Qubits as spectrometers of dephasing noise
Kevin C. Young, K. Birgitta Whaley

TL;DR
This paper introduces a method for directly characterizing dephasing noise on a single qubit through repeated measurements and control sequences, enabling detailed noise correlation function reconstruction across multiple timescales.
Contribution
It presents a novel procedure combining measurements under control sequences and free evolution to reconstruct noise correlation functions over broad timescales.
Findings
Effective reconstruction of short-time noise correlation functions.
Ability to characterize noise over many orders of magnitude in timescale.

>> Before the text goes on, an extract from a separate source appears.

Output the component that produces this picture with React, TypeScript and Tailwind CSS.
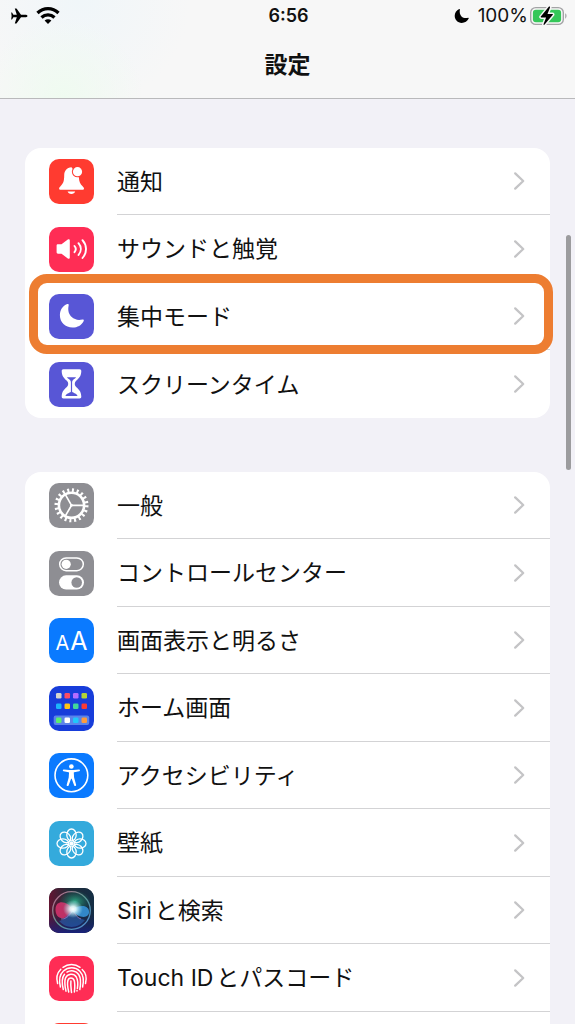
import type { ReactNode } from "react"

type Item = {
  id: string
  label: string
  color: string
  icon: ReactNode
  selected?: boolean
}

const BellIcon = () => (
  <svg viewBox="0 0 45 45" className="size-full" fill="#fff">
    <path d="M22.500 8.300c-4.700 0-7.300 3.700-7.300 8.200 0 6-1.200 8.300-3.700 10.700-1 1-1.400 1.600-1.400 2.300 0 .8.600 1.300 1.500 1.300h21.900c.9 0 1.500-.5 1.500-1.300 0-.7-.5-1.300-1.400-2.300-2.500-2.400-3.500-4.700-3.700-8.700z" />
    <path d="M18.600 32.400h7.600c-.5 1.600-1.900 2.500-3.800 2.500s-3.300-.9-3.800-2.500z" />
    <circle cx="28.500" cy="12.700" r="5.600" fill="#ff3b30" />
    <circle cx="28.500" cy="12.700" r="4.600" />
  </svg>
)

const SpeakerIcon = () => (
  <svg viewBox="0 0 45 45" className="size-full" fill="none" stroke="#fff" strokeWidth="1.900" strokeLinecap="round">
    <path d="M9 17.300h3.500l6.300-4.700c1-.7 2-.2 2 1v16.800c0 1.200-1 1.700-2 1l-6.300-4.700H9c-.9 0-1.400-.5-1.400-1.400v-6.600c0-.9.500-1.400 1.400-1.400z" fill="#fff" stroke="none" />
    <path d="M25.500 19c1.600 1.900 1.600 4.300 0 6.200M29.500 16.200c3.100 3.600 3.100 8.200 0 11.800M33.500 13.200c4.700 5.400 4.700 12.400 0 17.800" />
  </svg>
)

const MoonIcon = () => (
  <svg viewBox="0 0 45 45" className="size-full" fill="#fff">
    <path d="M18.200 10.100c.8-.4 1.700.2 1.500 1.100-1.200 5.300.2 9.100 3 11.900 2.900 2.600 6.500 3.400 10.900 2.400.9-.2 1.500.5 1.100 1.400-2 4.200-6.200 6.600-11.200 6.600-7.200 0-12.600-5.300-12.600-12.300 0-5.100 2.800-9.300 7.300-11.100z" />
  </svg>
)

const HourglassIcon = () => (
  <svg viewBox="0 0 45 45" className="size-full" fill="#fff">
    <path d="M14.500 7.300h16c1.300 0 1.900.8 1.800 2-.1 5.200-2.600 7.200-5.200 9.500-1.800 1.600-1.800 4.700 0 6.300 2.600 2.300 5.100 4.300 5.200 9.500.1 1.200-.5 2-1.800 2h-16c-1.300 0-1.900-.8-1.800-2 .1-5.200 2.600-7.200 5.200-9.500 1.800-1.600 1.800-4.700 0-6.300-2.600-2.300-5.100-4.300-5.200-9.500-.1-1.200.5-2 1.800-2z" />
    <path d="M18 15.300h9c-.5.900-1.500 1.500-2.500 2.300-1.100.9-1.400 1.800-1.400 3v9.200c1.200 1.300 4.700 1.700 5.400 4.200H16.500c.7-2.500 4.200-2.900 5.400-4.200v-9.200c0-1.200-.3-2.100-1.400-3-1-.8-2-1.400-2.500-2.300z" fill="#5856d6" />
  </svg>
)

const GearIcon = () => (
  <svg viewBox="0 0 45 45" className="size-full" fill="none" stroke="#fff">
    <circle cx="22.500" cy="22.300" r="15" strokeWidth="4" strokeDasharray="2 2.712" />
    <circle cx="22.500" cy="22.300" r="12.600" strokeWidth="2.600" />
    <path d="M22.500 22.300h12M22.500 22.300l-6-10.400M22.500 22.300l-6 10.400" strokeWidth="1.700" />
    <circle cx="22.500" cy="22.300" r="1.400" fill="#fff" stroke="none" />
  </svg>
)

const TogglesIcon = () => (
  <svg viewBox="0 0 45 45" className="size-full" fill="#fff">
    <rect x="10.700" y="6.900" width="23.600" height="12.800" rx="6.400" fill="none" stroke="#fff" strokeWidth="1.500" />
    <circle cx="17.200" cy="13.300" r="4.600" />
    <rect x="10" y="24.300" width="25" height="14.300" rx="7.150" />
    <circle cx="27.700" cy="31.450" r="5.300" fill="#8e8e93" />
  </svg>
)

const TextSizeIcon = () => (
  <span className="flex size-full items-baseline justify-center gap-px pt-2 text-white">
    <span className="text-xl leading-[30px]">A</span>
    <span className="text-[25px] leading-[30px]">A</span>
  </span>
)

const appColors = [
  ["#d5d6cf", "#fb4d63", "#b56cff", "#b4d335"],
  ["#1cb5fb", "#ffc414", "#42d69b", "#fb3a34"],
  ["#5bee70", "#ffffff", "#20c6fb", "#ff9b3d"],
]
const appRows = [7, 17.5, 31.5]

const HomeScreenIcon = () => (
  <svg viewBox="0 0 45 45" className="size-full">
    <rect x="4.700" y="29.500" width="35.500" height="9.500" rx="2" fill="#5b83ea" />
    {appColors.map((row, r) =>
      row.map((fill, c) => (
        <rect key={fill} x={7 + c * 8.5} y={appRows[r]} width="5.500" height="5.500" rx="1.300" fill={fill} />
      ))
    )}
  </svg>
)

const AccessibilityIcon = () => (
  <svg viewBox="0 0 45 45" className="size-full" fill="#fff">
    <circle cx="22.400" cy="22.300" r="16.400" fill="none" stroke="#fff" strokeWidth="1.600" />
    <circle cx="22.400" cy="13.500" r="2.300" />
    <path d="M14.800 16.500l5.600.6h4l5.600-.6c1.200-.1 1.300 1.600.2 1.800l-5 .9c-.4.100-.5.300-.4.700l.3 4.500 2 7.300c.4 1.400-1.400 2-1.900.7l-2.500-6.700h-.6l-2.500 6.700c-.5 1.300-2.300.7-1.900-.7l2-7.300.3-4.500c0-.4 0-.6-.4-.7l-5-.9c-1.100-.2-1-1.900.2-1.800z" />
  </svg>
)

const petals = [0, 45, 90, 135, 180, 225, 270, 315]

const FlowerIcon = () => (
  <svg viewBox="0 0 45 45" className="size-full" fill="none" stroke="#fff" strokeWidth="1.300">
    {petals.map((angle) => (
      <ellipse key={angle} cx="22.500" cy="13.900" rx="4.700" ry="5.900" transform={`rotate(${angle} 22.500 22.500)`} />
    ))}
    <circle cx="22.500" cy="22.500" r="2.100" fill="#fff" stroke="none" />
  </svg>
)

const SiriIcon = () => (
  <svg viewBox="0 0 45 45" className="size-full">
    <defs>
      <linearGradient id="siri-bg" x1="0" y1="0" x2="1" y2="0">
        <stop offset="0" stopColor="#641532" />
        <stop offset="0.450" stopColor="#202b38" />
        <stop offset="1" stopColor="#142e45" />
      </linearGradient>
      <linearGradient id="siri-base" x1="0" y1="0" x2="0" y2="1">
        <stop offset="0.550" stopColor="#17195c" stopOpacity="0" />
        <stop offset="1" stopColor="#18208a" stopOpacity="0.800" />
      </linearGradient>
      <linearGradient id="siri-ring" x1="0" y1="0" x2="1" y2="1">
        <stop offset="0" stopColor="#c8628a" />
        <stop offset="0.500" stopColor="#5a9a92" />
        <stop offset="1" stopColor="#4a86dc" />
      </linearGradient>
      <radialGradient id="siri-glow">
        <stop offset="0" stopColor="#fff" />
        <stop offset="0.300" stopColor="#e8ffff" stopOpacity="0.900" />
        <stop offset="1" stopColor="#9ce4f0" stopOpacity="0" />
      </radialGradient>
      <radialGradient id="siri-green">
        <stop offset="0" stopColor="#2fb58c" stopOpacity="0.900" />
        <stop offset="1" stopColor="#1a7060" stopOpacity="0.100" />
      </radialGradient>
    </defs>
    <rect width="45" height="45" fill="url(#siri-bg)" />
    <rect width="45" height="45" fill="url(#siri-base)" />
    <ellipse cx="26" cy="13.500" rx="15" ry="10.500" fill="url(#siri-green)" />
    <path d="M24 22c-5-9-17-11-17.500-1S16 35 24 22z" fill="#ed3676" fillOpacity="0.750" />
    <path d="M22 22c7-5 17-6 18 1s-9 9-18-1z" fill="#3798e0" fillOpacity="0.850" />
    <path d="M10 33c5-1 8-6 13-11 3 6 8 9 13 10-7 9-19 9-26 1z" fill="#2b70cc" fillOpacity="0.500" />
    <path d="M12 31c6 0 9-4 12-9 2 5 5 8 8 9" fill="none" stroke="#c487d4" strokeOpacity="0.600" />
    <ellipse cx="24" cy="21" rx="10" ry="9" fill="url(#siri-glow)" />
    <circle cx="22.500" cy="22.500" r="18.800" fill="none" stroke="url(#siri-ring)" strokeWidth="1.300" />
  </svg>
)

const FingerprintIcon = () => (
  <svg viewBox="0 0 45 45" className="size-full" fill="none" stroke="#fff" strokeWidth="1.500" strokeLinecap="round">
    <path d="M14 11.300C19 7.400 26 7.400 31 11.300M11.800 13.200C8 17 7 22 8.600 27.500M33.200 13.500C37 17 38 22 36.500 27.500" />
    <path d="M11.400 31C9.700 24 10.600 18.500 14.500 15C19.500 10.500 26.500 10.800 30.800 15.200C34.500 19 35 25 33.600 31" />
    <path d="M14.300 33.500C12.700 27 12.500 22 15.500 18.300M18 16.200C22 13.600 27 14.600 29.700 18.500C32 22 31.800 28 30.800 33.500" />
    <path d="M17 35.200C15.800 30 15.300 25 16.500 22C18.500 17.500 24.800 17 27.300 21C29 24 28.900 29 28.400 32.500M28 34.500v.6" />
    <path d="M19.700 36C18.500 31 18.200 27 18.900 24.500C19.800 21 24 21 25.200 24.500C26 27 25.800 32 25.400 36" />
    <path d="M22.500 36.500C22 32 21.500 29 21.900 25" />
  </svg>
)

const Chevron = () => (
  <svg viewBox="0 0 12 20" className="h-5 w-3" fill="none" stroke="#c4c4c6" strokeWidth="2.300" strokeLinecap="round" strokeLinejoin="round">
    <path d="M2.200 2.400l8 7.600-8 7.600" />
  </svg>
)

const StatusBar = () => (
  <div className="grid h-8 grid-cols-3 items-center pl-[10px] pr-2">
    <div className="flex items-center gap-2">
      <svg viewBox="0 0 18 16" className="h-4 w-[18px]">
        <path d="M17.500 8c0-.8-1.200-1.300-2.500-1.300h-4L6.700.8C6.500.5 6.200.4 5.800.4h-1l2 6.300H3.400L2 4.600H1.200L1.600 8l-.4 3.400H2l1.400-2.100h3.400l-2 6.300h1c.4 0 .7-.1.900-.4L11 9.300h4c1.300 0 2.500-.5 2.500-1.300z" />
      </svg>
      <svg viewBox="0 0 24 18" className="h-[18px] w-6" fill="none" stroke="#000" strokeWidth="3.300">
        <path d="M1.500 6C7.500.2 16.500.2 22.500 6M5.500 10.500c3.700-3.500 9.300-3.500 13 0" />
        <path d="M8.600 13.500c2-1.700 4.800-1.700 6.800 0L12 17z" fill="#000" stroke="none" />
      </svg>
    </div>
    <time className="text-center text-lg font-semibold">6:56</time>
    <div className="flex items-center justify-end">
      <svg viewBox="0 0 16 16" className="mr-2 size-4">
        <path d="M5.200 1c.4-.2.800.1.700.6-.6 3 .1 5.200 1.600 6.800 1.600 1.500 4 2 6.600 1.300.5-.1.800.3.600.8-1.200 2.700-3.900 4.400-7 4.400C3.700 14.900.7 11.800.7 7.800.7 4.800 2.400 2.200 5.200 1z" />
      </svg>
      <span className="mr-px text-[19px]">100%</span>
      <svg viewBox="0 0 38 20" className="h-5 w-[38px]">
        <rect x="1.700" y="1.600" width="32.600" height="16.800" rx="5" fill="none" stroke="#a3a3a5" strokeWidth="1.400" />
        <rect x="3.900" y="3.800" width="28.200" height="12.400" rx="3" fill="#34c759" />
        <path d="M36.200 7.300v5.400c1.800-.8 1.800-4.600 0-5.400z" fill="#a3a3a5" />
        <path d="M19.800.8l-8 9.800c-.3.400-.1.800.4.800h4.900L14.600 18c-.3.900.4 1.200 1 .6l8.200-9.800c.3-.4.100-.8-.4-.8h-4.900L21 1.500c.3-.9-.6-1.300-1.200-.7z" stroke="#f7f7f7" strokeWidth="3" paintOrder="stroke" />
      </svg>
    </div>
  </div>
)

const SettingRow = ({ item }: { item: Item }) => (
  <li className="group relative odd:h-[67px] even:h-[68px]">
    <a href={`#${item.id}`} className="flex h-full items-center pl-6">
      <span className={`size-[45px] shrink-0 overflow-hidden rounded-[10px] ${item.color}`}>{item.icon}</span>
      <span className="ml-[23px] flex h-full flex-1 items-center justify-between border-b border-[#d3d3d5] pr-[25px] group-last:border-b-0">
        <span className="pt-[2px]">{item.label}</span>
        <Chevron />
      </span>
    </a>
    {item.selected && (
      <div className="pointer-events-none absolute -bottom-1 -right-[3px] -top-[9px] left-1 z-10 rounded-[18px] border-[9px] border-[#ed7d31]" />
    )}
  </li>
)

const alertItems: Item[] = [
  { id: "notifications", label: "通知", color: "bg-[#ff3b30]", icon: <BellIcon /> },
  { id: "sounds", label: "サウンドと触覚", color: "bg-[#ff2d55]", icon: <SpeakerIcon /> },
  { id: "focus", label: "集中モード", color: "bg-[#5856d6]", icon: <MoonIcon />, selected: true },
  { id: "screen-time", label: "スクリーンタイム", color: "bg-[#5856d6]", icon: <HourglassIcon /> },
]

const generalItems: Item[] = [
  { id: "general", label: "一般", color: "bg-[#8e8e93]", icon: <GearIcon /> },
  { id: "control-center", label: "コントロールセンター", color: "bg-[#8e8e93]", icon: <TogglesIcon /> },
  { id: "display", label: "画面表示と明るさ", color: "bg-[#0a7aff]", icon: <TextSizeIcon /> },
  { id: "home-screen", label: "ホーム画面", color: "bg-[#173dda]", icon: <HomeScreenIcon /> },
  { id: "accessibility", label: "アクセシビリティ", color: "bg-[#0a7aff]", icon: <AccessibilityIcon /> },
  { id: "wallpaper", label: "壁紙", color: "bg-[#34aadc]", icon: <FlowerIcon /> },
  { id: "siri", label: "Siriと検索", color: "bg-[#202b38]", icon: <SiriIcon /> },
  { id: "touch-id", label: "Touch IDとパスコード", color: "bg-[#ff2d55]", icon: <FingerprintIcon /> },
  { id: "sos", label: "", color: "bg-[#ff3b30]", icon: null },
]

const App = () => {
  return (
    <div className="relative flex h-screen flex-col overflow-hidden bg-[#f2f1f7] font-['Inter','Noto_Sans_CJK_JP',sans-serif] text-[#111] [text-autospace:normal]">
      <header className="shrink-0 border-b border-[#b9b9bb] bg-[#f7f7f7] bg-[radial-gradient(circle_at_11%_100%,#effbf0,transparent_80px),radial-gradient(circle_at_14%_0%,#f0f6f9,transparent_110px)] pb-[15px]">
        <StatusBar />
        <h1 className="pt-[15px] text-center text-[23px] font-bold leading-9">設定</h1>
      </header>
      <main className="flex flex-col gap-[54px] px-[25px] pt-[49px] text-[23px]">
        <ul className="rounded-2xl bg-white">
          {alertItems.map((item) => (
            <SettingRow key={item.id} item={item} />
          ))}
        </ul>
        <ul className="rounded-2xl bg-white">
          {generalItems.map((item) => (
            <SettingRow key={item.id} item={item} />
          ))}
        </ul>
      </main>
      <div className="absolute right-1 top-[235px] h-[235px] w-[5px] rounded-full bg-[#9c9c9e]" />
    </div>
  )
}

export default App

Robustness analysis confirms reliability of the method.
Abstract
We present a procedure for direct characterization of the dephasing noise acting on a single qubit by making repeated measurements of the qubit coherence under suitably chosen sequences of controls. We show that this allows a numerical reconstruction of the short time noise correlation function and that it can be combined with a series of measurements under free evolution to allow a characterization of the noise correlation function over many orders of magnitude range in timescale. We also make an analysis of the robustness and reliability of the estimated correlation functions. Application to a simple model of two uncorrelated noise fluctuators using decoupling pulse sequences shows that the approach provides a useful route for experimental characterization of dephasing noise and its statistical properties in a variety of condensed phase and atomic systems.